Confession time: I haven't watched a lot of movies lately. I know, right? RIDICULOUS, especially for a film Web site. I SHOULD BE FIRED!* Dude (dude?), I've just been busy. LIFE. It gets in the way. This guy (you in the back) knows what I'm talking about. For example, I bought a grill last weekend. HOWEVER, after I bought the grill, drove the grill home and hauled the grill up three flights of stairs, I realized that the box the grill came in was open and a grill part was missing. So, I exchanged the old grill for a new grill. Assembled the grill. Cooked on the grill. What I'm trying to say that is my existence has become VERY grill-based. On another note, did you ever stare at a word for so long that it doesn't even look like a word anymore? GRILL. GRILL. GRILL. GRILL. GRILL. Phew! Even though I haven't watched a lot of MOVIES lately, I have been keeping up with movie TRAILERS. Exciting, right? Yeah -- you're excited. I can tell.
*Patrick, please don't fire me!
Zookeeper
Release date: July 8, 2011
It's a good thing the world ends this weekend, because ... YIKES.
Our Idiot Brother
Release date: Aug. 26, 2011
Science fact: Paul Rudd's the best. He can do no wrong!

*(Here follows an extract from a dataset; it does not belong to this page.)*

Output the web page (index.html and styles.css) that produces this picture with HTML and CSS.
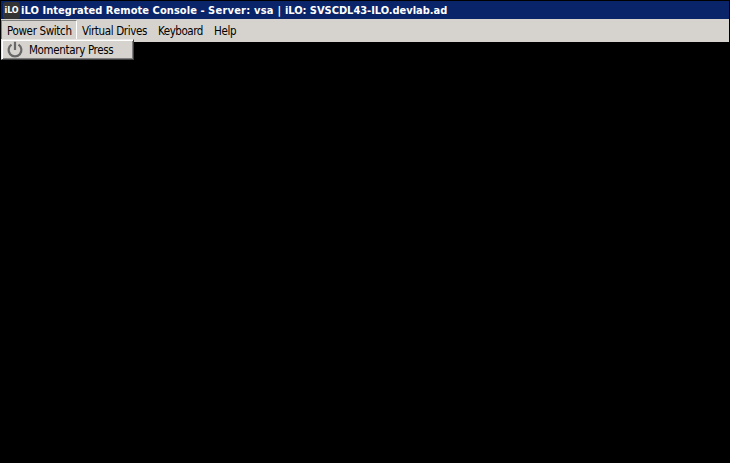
FILE: index.html
```html
<!DOCTYPE html>
<html lang="en">
<head>
<meta charset="utf-8">
<title>iLO Integrated Remote Console</title>
<link rel="stylesheet" href="styles.css">
</head>
<body>
<div class="window">
  <header class="titlebar">
    <span class="app-icon">iLO</span>
    <span class="title"><span class="product">iLO Integrated Remote Console - </span><span class="server">Server: vsa | </span><span class="host">iLO: SVSCDL43-ILO.devlab.ad</span></span>
  </header>
  <nav class="menubar">
    <div class="menu open">
      <span class="label">Power Switch</span>
      <div class="dropdown">
        <svg class="power-icon" width="18" height="18" viewBox="0 0 18 18"><path d="M5.5 3.7A6.4 6.4 0 1 0 12.5 3.7M9 .8V9" fill="none" stroke="#686868" stroke-width="2.2"/></svg>
        <span class="label">Momentary Press</span>
      </div>
    </div>
    <div class="menu drives"><span class="label">Virtual Drives</span></div>
    <div class="menu keyboard"><span class="label">Keyboard</span></div>
    <div class="menu"><span class="label">Help</span></div>
  </nav>
  <main class="screen"></main>
</div>
</body>
</html>
```
FILE: styles.css
```css
* { box-sizing: border-box; }
body { margin: 0; background: #000; overflow: hidden; }
.window { height: 463px; padding: 1px 1px 0; display: flex; flex-direction: column; background: #000; }
.titlebar {
  height: 18px; flex: none; display: flex; align-items: center; padding-left: 2px; gap: 1px;
  background: #0a246a; color: #fff; white-space: nowrap;
}
.app-icon {
  width: 17px; height: 17px; border-radius: 3px; background: #333; text-align: center;
  font: bold 8px/17px "DejaVu Sans", sans-serif; letter-spacing: -0.2px;
}
.title { font: bold 11px/17px "DejaVu Sans Condensed", "DejaVu Sans", sans-serif; white-space: pre; }
.product { letter-spacing: 0.06px; }
.server { letter-spacing: 0.22px; }
.host { letter-spacing: -0.03px; }
.menubar {
  height: 23px; flex: none; display: flex; align-items: flex-start; background: #d6d3ce; color: #000;
  font: 11.5px/18px "DejaVu Sans Condensed", "DejaVu Sans", sans-serif; letter-spacing: -0.34px; white-space: nowrap;
}
.menu { position: relative; height: 20px; margin-top: 1px; padding: 1px 5px 0; border: 1px solid transparent; }
.menu.open { width: 76px; margin-right: -1px; border-color: #808080 #fff #fff #808080; }
.menu.drives { width: 76px; letter-spacing: -0.36px; }
.menu.keyboard { width: 56px; letter-spacing: -0.46px; }
.dropdown {
  position: absolute; left: -1px; top: 18px; width: 133px; height: 21px;
  display: flex; align-items: center; padding-left: 4px; gap: 5px; background: #d6d3ce;
  border: 1px solid; border-color: #e8e6e2 #404040 #404040 #e8e6e2;
  box-shadow: inset 1px 1px #fff, inset -1px -1px #808080;
}
.power-icon { flex: none; }
.screen { flex: 1; background: #000; }
```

He's even likeable when he marries his sister. But wouldn't we all rather watch a movie about Paul Rudnitzky: Bat Mitzvah DJ than ... whatever this is? I think we would. Although I did chuckle when he kicked the door shut onto the little boy's hand. Does that make me a bad person?
The Adventures of Tintin: The Secret of the Unicorn
Release date: Dec. 23, 2011
Full disclosure: I hate puppets. Well, quick clarification -- I hate "lifelike" puppets (you're OK, Sesame Street [but just BARELY]). And this isn't just some sort of ironic quirk or hipster exaggeration ... they genuinely terrify me. Remember those Spitting Image caricatures from the 1980s? Genesis featured them prominently in their "Land of Confusion" video. HORRIFYING (and British). Or what about The Dark Crystal? I feel like I'm the only one in my generation who didn't totally chub up whenever that movie played on channel 50 (WPWR). They are creepy and weird and NOT RIGHT. Same thing with the creatures in Labyrinth. And what about Fraggle Rock? Yeah, I said it (and there are a LOT of vehement [read: nutty] Fraggle Rock defenders out there). Not my cup of tea! It's like they're crawling on my back right now as I'm typing this. NOT COOL FRAGGLE ROCK. Likewise, I'm probably the only American who liked Muppet Babies (not real) more than the actual Muppet Show puppets (vaguely real, and it CERTAINLY didn't help that it was British [again]). Yes, some of those puppets are TOO real. Or at least too ... creepy. And that's not normal. Puppets should be small and innocent and ... wait, fuck it. NO PUPPETS. Ever. Is there really a need for them? I say no. Who's with me?!
So, The Adventures of Tintin: The Secret of the Unicorn ... what's the deal with that? Weirdly enough, I'm not totally creeped out by how lifelike it is. I mean, I am a little, but it doesn't give me agita like a movie with puppets would. I'm assuming this is because it also looks hollow and devoid of humanity. Isn't this just a gussied up version of The Polar Express? I guess we should all be blown away by the advanced CGI, right? I know the producers are (looking at you, Senor Spielbergo). For example, the last shot in the trailer shows the boy's face, and, obviously, it's easily identified as being not real. My take: are the filmmakers so proud of their cinematic achievement (making something animated look authentic) that they're convinced that we don't know it's a fancy cartoon from the first dark shot? Like, "Look at how AWESOME we are at our JOBS! You didn't even REALIZE it was FAKE until we SHOWED YOU HIS LINGUINI (Ratatouille) FACE!"? Or am I reading too much into this?